### Collected material
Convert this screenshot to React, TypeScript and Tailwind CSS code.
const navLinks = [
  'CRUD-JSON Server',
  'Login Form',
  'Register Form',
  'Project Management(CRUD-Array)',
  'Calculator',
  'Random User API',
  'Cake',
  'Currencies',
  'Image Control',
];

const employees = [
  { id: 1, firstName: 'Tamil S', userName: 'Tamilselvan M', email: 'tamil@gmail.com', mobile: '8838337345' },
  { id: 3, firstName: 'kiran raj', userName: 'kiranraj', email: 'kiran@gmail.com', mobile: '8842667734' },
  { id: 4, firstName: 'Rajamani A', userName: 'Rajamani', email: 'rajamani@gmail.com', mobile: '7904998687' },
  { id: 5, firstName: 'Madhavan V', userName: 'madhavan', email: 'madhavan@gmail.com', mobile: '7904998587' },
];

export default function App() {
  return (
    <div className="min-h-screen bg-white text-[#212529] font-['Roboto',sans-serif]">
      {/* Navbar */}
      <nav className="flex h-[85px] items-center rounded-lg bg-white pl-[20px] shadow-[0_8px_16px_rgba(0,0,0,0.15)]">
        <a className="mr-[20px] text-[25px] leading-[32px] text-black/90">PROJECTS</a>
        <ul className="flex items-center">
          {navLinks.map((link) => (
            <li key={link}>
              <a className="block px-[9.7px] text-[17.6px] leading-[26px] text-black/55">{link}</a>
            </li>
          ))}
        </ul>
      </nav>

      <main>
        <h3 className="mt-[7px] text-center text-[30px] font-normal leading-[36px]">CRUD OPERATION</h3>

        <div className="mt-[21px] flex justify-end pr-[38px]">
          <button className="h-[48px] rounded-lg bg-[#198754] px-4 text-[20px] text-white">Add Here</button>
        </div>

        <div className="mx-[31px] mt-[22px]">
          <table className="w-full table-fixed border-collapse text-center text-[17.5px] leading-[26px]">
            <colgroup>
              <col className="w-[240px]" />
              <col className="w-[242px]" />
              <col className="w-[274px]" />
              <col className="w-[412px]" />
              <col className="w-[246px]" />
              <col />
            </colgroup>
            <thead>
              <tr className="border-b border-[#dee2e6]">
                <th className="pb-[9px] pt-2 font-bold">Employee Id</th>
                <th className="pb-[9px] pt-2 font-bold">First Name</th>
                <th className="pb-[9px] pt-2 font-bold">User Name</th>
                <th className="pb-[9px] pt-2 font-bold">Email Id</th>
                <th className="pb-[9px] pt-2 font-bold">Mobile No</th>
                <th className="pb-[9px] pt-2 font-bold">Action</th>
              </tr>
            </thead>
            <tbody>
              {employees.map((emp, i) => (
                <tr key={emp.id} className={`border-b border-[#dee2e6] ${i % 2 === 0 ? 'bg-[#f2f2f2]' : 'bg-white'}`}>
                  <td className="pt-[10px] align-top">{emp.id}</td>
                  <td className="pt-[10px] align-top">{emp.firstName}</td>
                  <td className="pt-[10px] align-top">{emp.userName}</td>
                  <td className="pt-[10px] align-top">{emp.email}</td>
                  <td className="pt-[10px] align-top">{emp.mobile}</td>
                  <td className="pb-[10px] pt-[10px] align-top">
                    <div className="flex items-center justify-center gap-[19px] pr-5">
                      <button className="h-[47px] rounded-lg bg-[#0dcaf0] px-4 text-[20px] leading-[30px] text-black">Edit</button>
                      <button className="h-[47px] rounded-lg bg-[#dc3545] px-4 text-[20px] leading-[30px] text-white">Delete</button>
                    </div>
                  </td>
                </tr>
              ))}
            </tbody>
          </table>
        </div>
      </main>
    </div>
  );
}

### Set exercise
Quote each line of the listing above exactly.

### Complete response
Convert this screenshot to React, TypeScript and Tailwind CSS code.
const navLinks = [
  'CRUD-JSON Server',
  'Login Form',
  'Register Form',
  'Project Management(CRUD-Array)',
  'Calculator',
  'Random User API',
  'Cake',
  'Currencies',
  'Image Control',
];

const employees = [
  { id: 1, firstName: 'Tamil S', userName: 'Tamilselvan M', email: 'tamil@gmail.com', mobile: '8838337345' },
  { id: 3, firstName: 'kiran raj', userName: 'kiranraj', email: 'kiran@gmail.com', mobile: '8842667734' },
  { id: 4, firstName: 'Rajamani A', userName: 'Rajamani', email: 'rajamani@gmail.com', mobile: '7904998687' },
  { id: 5, firstName: 'Madhavan V', userName: 'madhavan', email: 'madhavan@gmail.com', mobile: '7904998587' },
];

export default function App() {
  return (
    <div className="min-h-screen bg-white text-[#212529] font-['Roboto',sans-serif]">
      {/* Navbar */}
      <nav className="flex h-[85px] items-center rounded-lg bg-white pl-[20px] shadow-[0_8px_16px_rgba(0,0,0,0.15)]">
        <a className="mr-[20px] text-[25px] leading-[32px] text-black/90">PROJECTS</a>
        <ul className="flex items-center">
          {navLinks.map((link) => (
            <li key={link}>
              <a className="block px-[9.7px] text-[17.6px] leading-[26px] text-black/55">{link}</a>
            </li>
          ))}
        </ul>
      </nav>

      <main>
        <h3 className="mt-[7px] text-center text-[30px] font-normal leading-[36px]">CRUD OPERATION</h3>

        <div className="mt-[21px] flex justify-end pr-[38px]">
          <button className="h-[48px] rounded-lg bg-[#198754] px-4 text-[20px] text-white">Add Here</button>
        </div>

        <div className="mx-[31px] mt-[22px]">
          <table className="w-full table-fixed border-collapse text-center text-[17.5px] leading-[26px]">
            <colgroup>
              <col className="w-[240px]" />
              <col className="w-[242px]" />
              <col className="w-[274px]" />
              <col className="w-[412px]" />
              <col className="w-[246px]" />
              <col />
            </colgroup>
            <thead>
              <tr className="border-b border-[#dee2e6]">
                <th className="pb-[9px] pt-2 font-bold">Employee Id</th>
                <th className="pb-[9px] pt-2 font-bold">First Name</th>
                <th className="pb-[9px] pt-2 font-bold">User Name</th>
                <th className="pb-[9px] pt-2 font-bold">Email Id</th>
                <th className="pb-[9px] pt-2 font-bold">Mobile No</th>
                <th className="pb-[9px] pt-2 font-bold">Action</th>
              </tr>
            </thead>
            <tbody>
              {employees.map((emp, i) => (
                <tr key={emp.id} className={`border-b border-[#dee2e6] ${i % 2 === 0 ? 'bg-[#f2f2f2]' : 'bg-white'}`}>
                  <td className="pt-[10px] align-top">{emp.id}</td>
                  <td className="pt-[10px] align-top">{emp.firstName}</td>
                  <td className="pt-[10px] align-top">{emp.userName}</td>
                  <td className="pt-[10px] align-top">{emp.email}</td>
                  <td className="pt-[10px] align-top">{emp.mobile}</td>
                  <td className="pb-[10px] pt-[10px] align-top">
                    <div className="flex items-center justify-center gap-[19px] pr-5">
                      <button className="h-[47px] rounded-lg bg-[#0dcaf0] px-4 text-[20px] leading-[30px] text-black">Edit</button>
                      <button className="h-[47px] rounded-lg bg-[#dc3545] px-4 text-[20px] leading-[30px] text-white">Delete</button>
                    </div>
                  </td>
                </tr>
              ))}
            </tbody>
          </table>
        </div>
      </main>
    </div>
  );
}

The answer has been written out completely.